Collaborations between luxury and streetwear brands have created a real kerfuffle among China’s young luxury consumers. Whether it’s Rimowa’s collaboration with Supreme, Jimmy Choo with Off-White, or Alexander Wang with Adidas, more and more luxury brands are stretching the limits of their old world heritage with ultra-hip but potentially far more ephemeral labels.
Despite the popularity of such crossover, it took many by surprise when Louis Vuitton named the founder of Off-White, Virgil Abloh, as the artistic director of its menswear collection. Chinese netizens were particularly vocal about the hire.
Some expressed regret that LV is delving into streetwear. “The alliance has been formed — LV and Balenciaga belong to the high-end streetwear club, while Chanel and Dior still stay true to their luxury roots,” wrote Sheryl Wu, 27, a senior analyst working on Wall Street.

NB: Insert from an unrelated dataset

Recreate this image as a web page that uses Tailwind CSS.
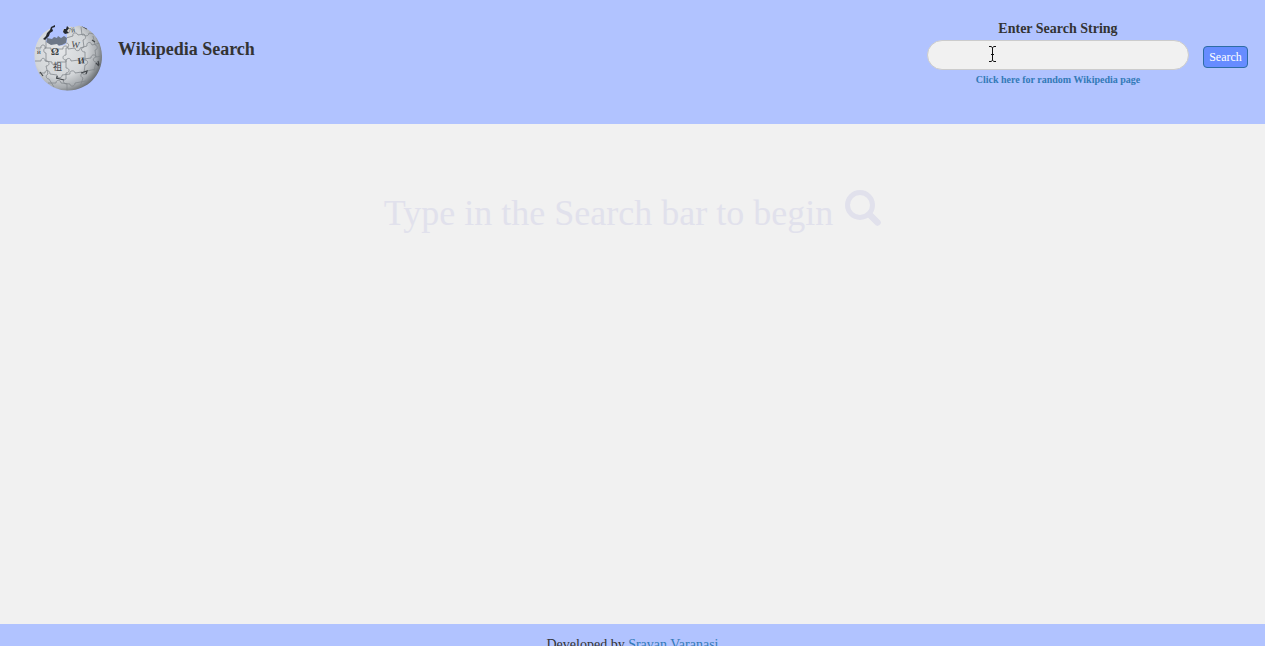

“As someone who religiously follows street trends, the news makes me want to track Abloh’s next move,” wrote Michael Zhang, 24, a Beijing native who is studying in NYC. “I probably won’t buy his Louis Vuitton stuff because it’s not streetwear,” he said, because major luxury brands lack the authenticity he associates with streetwear.
For others, luxury brands and streetwear brands aren’t so different. Alex, a senior analyst working in the media industry, thinks Abloh brings a refreshing perspective to both industries. Quoting a previous interview where the designer talked about turning Off-White to a high-end streetwear brand, she said, “LV’s recent hire shows their willingness to target young consumers, but not to compromise its own perceived luxury value.” She said she first became interested in LV’s menswear when her idol, Liu Haoran, was invited to attend LV’s Paris fashion show.
Streetwear Lit by Youth in China
Such diverse responses from consumers show how hard the Chinese millennial may be to please. But Louis Vuitton obviously believes making the effort to reach them is worthwhile. In 2017, 28 percent of the brand’s revenue came from Asia. China is its core growth engine, and young Chinese consumers are its fuel. Much like their digital-native peers elsewhere, they have taken a stronger interest in streetwear brands.
According to the latest report from OFashion and Nielsen, from 2015 to 2017, the growth of streetwear consumption in China was 3.7 times higher than others, reaching 62 percent year on year.
Todd Hessert, the founder of Globe Fashion Runway reasoned that the boom in interest comes from the influence of reality variety shows in China. Shows like The Rap of China, Street Dance of China, Hot Blood Dance Crew, and Running Men have pushed street fashion from the underground into the mass market
Many Chinese celebrities are now dressing in street brands popular in Europe and America, Hessert said, and Chinese millennials are following suit.
Well known celebrities in lesser-known streetwear labels have injected some much-needed novelty into the public’s fashion sense. The report also named actress Yang Mi, and young heart-throbs Kris Wu and Lu Han(known as ‘Little Fresh Meat’ in China) as trail blazers when it comes to the streetwear market in China. Their appearances in street wear brands in the airport, at press events, and on reality shows helped create a frenzy among fans who wanted to copy their looks.
Die-hard fans, who have been wearing streetwear since high school, have developed a deeper understanding of the stories and styles behind each label, and are high-frequency buyers. They account for 48 percent of the streetwear market share in China, and often spend as much as 60-80 percent of their disposable income on streetwear brands.
The mass market consumer, who recognizes the most well-known brands but are less interested in street culture, are more likely to encounter streetwear through collaborations between luxury and streetwear brands.
As the boundaries between luxury and streetwear continue to blur, a new territory has been discovered in which to activate young Chinese consumer spending.
Hessert remains positive about the future of such crossovers. “Personally, I think this is positive energy. The fashion industry is itself a way of selling creativity. The cooperation between street brands and luxury brands helps achieve a better cultural collision between the two.”
Some Chinese consumers are not convinced. They criticize creative directors who devote their talents to maximizing revenue, and there’s a risk that a young, trend-conscious audience, will prefer to find lesser known, newer brands. They question whether such cross-overs can constitute a long-term strategy and if luxury brands can adapt to the speed at which street-wear evolves.
“Today’s millennials are much more volatile and looking for diversity,” said Louis Houdart, Founder of Creative Capital. “The cooperation with streetwear is a difficult and dangerous exercise for luxury brands. When the traditional slow speed of luxury brands meets with the speed of fast fashion, they risk diluting their brand image.”